# Imports

In [1]:
import tensorflow as tf
# from tensorflow.python.framework.ops import disable_eager_execution 
# disable_eager_execution()
# from tensorflow.python.framework.ops import enable_eager_execution
# enable_eager_execution()
import matplotlib.pyplot as plt
import numpy as np
import pandas as pd
from sklearn.model_selection import train_test_split
from sklearn.preprocessing import StandardScaler

In [2]:
# Import common tensorflow layers and activations
from tensorflow.keras.layers import Dense, Dropout, BatchNormalization, Layer
from tensorflow.keras.layers import Lambda, Multiply, Add, Rescaling
from tensorflow.keras.activations import relu, sigmoid, softmax
from tensorflow.keras import Model
from tensorflow.keras import Sequential
from tensorflow.keras import Input

from tabnet import TabNet
from tabnet import TabNetClassifier

# Tabnet experiment Hyperparams

In [3]:
BATCH_SIZE = 16384
LAMBDA = 0.0001
N_A = 64
N_D = 64
VIRTUAL_BATCH_SIZE = 512
BATCH_MOMENTUM = 0.7
N_STEPS = 5
GAMMA = 1.5
LEARNING_RATE = tf.keras.optimizers.schedules.ExponentialDecay(
    0.02,
    decay_steps=500,
    decay_rate=0.95
    )
OPTIMIZER = tf.keras.optimizers.Adam(LEARNING_RATE)

# Data Defn

In [4]:
# Load forest_cov data
forest_cov = pd.read_csv("./covtype.data")
float_cols = ['Elevation', 'Aspect', 'Slope', 'Hydrology_X', 'Hydrology_Y',
    'Roadways_X', 'Hillshade_9am', 'Hillshade_noon', 'Hillshade_3pm',
    'Firepoints_X']
bool_cols = [
    *[f"Wilderness_Area_{i}" for i in range(4)],
    *[f"Soil_Type_{i}" for i in range(40)]
    ]
response_cols = [
    'Cover_Type'
]
forest_cov.columns = [
    *float_cols,
    *bool_cols,
    *response_cols
    ]
outputs = ['Cover_Type']
response = 'Cover_Type'
forest_cov.drop([x for x in outputs if x != response], axis=1, inplace=True)
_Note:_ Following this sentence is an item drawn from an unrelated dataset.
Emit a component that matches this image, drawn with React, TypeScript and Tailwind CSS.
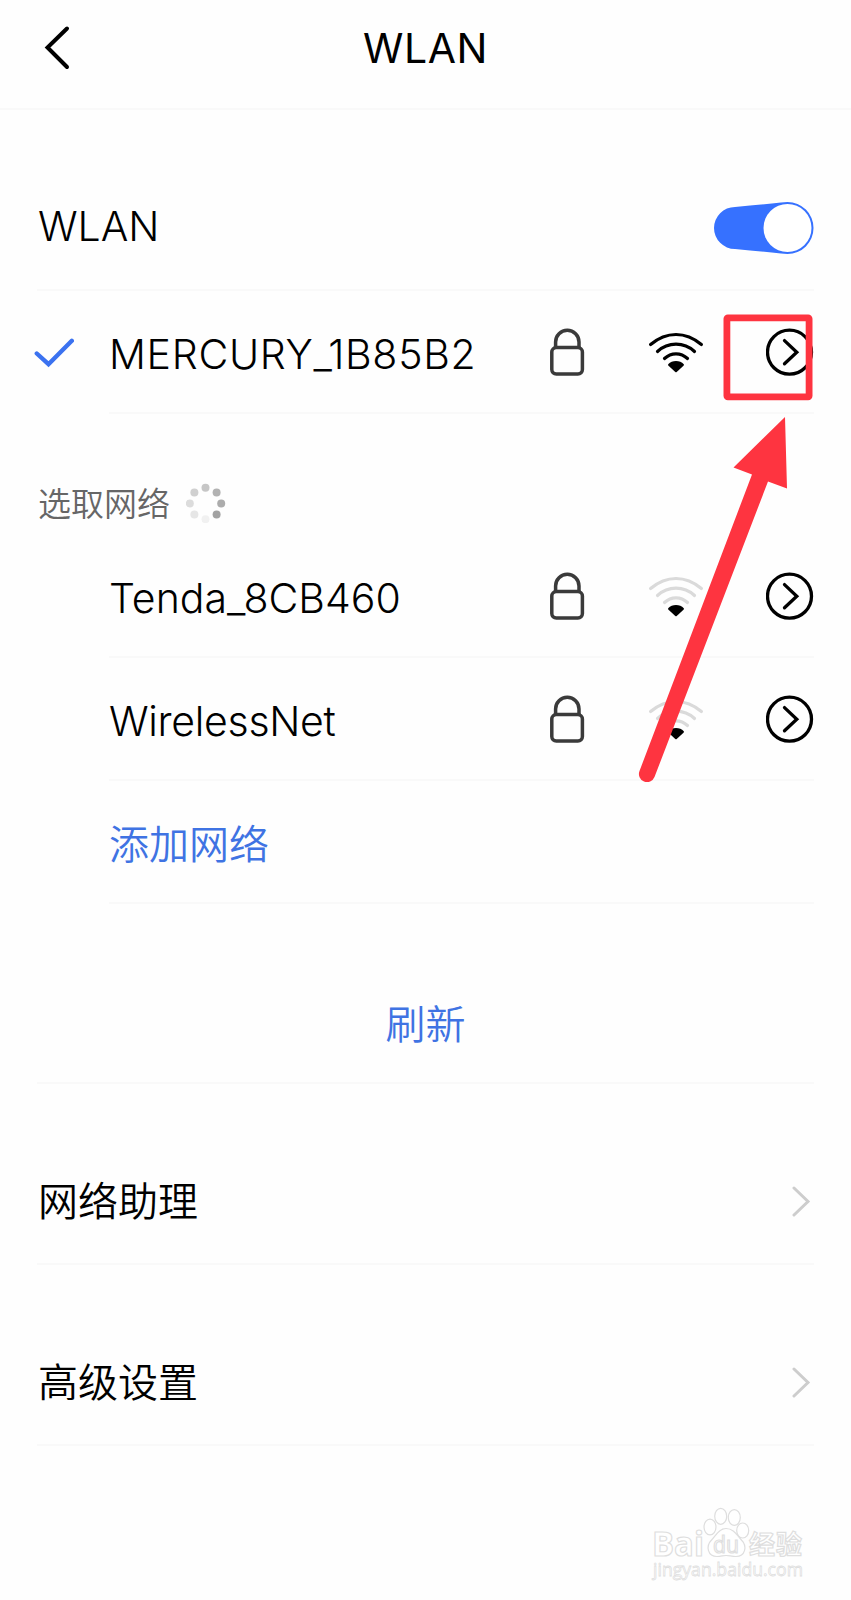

# Split data into train and test
data_train, data_test = train_test_split(forest_cov, test_size=0.3, random_state=42)
data_val, data_test = train_test_split(data_test, test_size=0.33, random_state=42)

# Split into X and y
X_train = data_train.drop(response, axis=1, errors='ignore')
y_train = data_train[response] - 1
X_val = data_val.drop(response, axis=1, errors='ignore')
y_val = data_val[response] - 1
X_test = data_test.drop(response, axis=1, errors='ignore')
y_test = data_test[response] - 1

# Fillna
for col in X_train.columns:
    if X_train[col].isna().sum() > 0:
        print(f"Column {col} has {X_train[col].isna().sum()} missing values")
    X_train[col].fillna(X_train[col].mean(), inplace=True)
    X_val[col].fillna(X_train[col].mean(), inplace=True)
    X_test[col].fillna(X_train[col].mean(), inplace=True)

# Scale input data - save scaler
scaler = StandardScaler()
X_train = scaler.fit_transform(X_train)
X_val = scaler.transform(X_val)
X_test = scaler.transform(X_test)

# Make tensorflow datasets
train_dataset = tf.data.Dataset.from_tensor_slices((X_train, y_train[..., np.newaxis]))
train_dataset = train_dataset.shuffle(buffer_size=4048).batch(BATCH_SIZE, drop_remainder=True)
val_dataset = tf.data.Dataset.from_tensor_slices((X_val, y_val[..., np.newaxis]))
val_dataset = val_dataset.batch(BATCH_SIZE, drop_remainder=True)
test_dataset = tf.data.Dataset.from_tensor_slices((X_test, y_test[..., np.newaxis]))
test_dataset = test_dataset.batch(BATCH_SIZE, drop_remainder=True)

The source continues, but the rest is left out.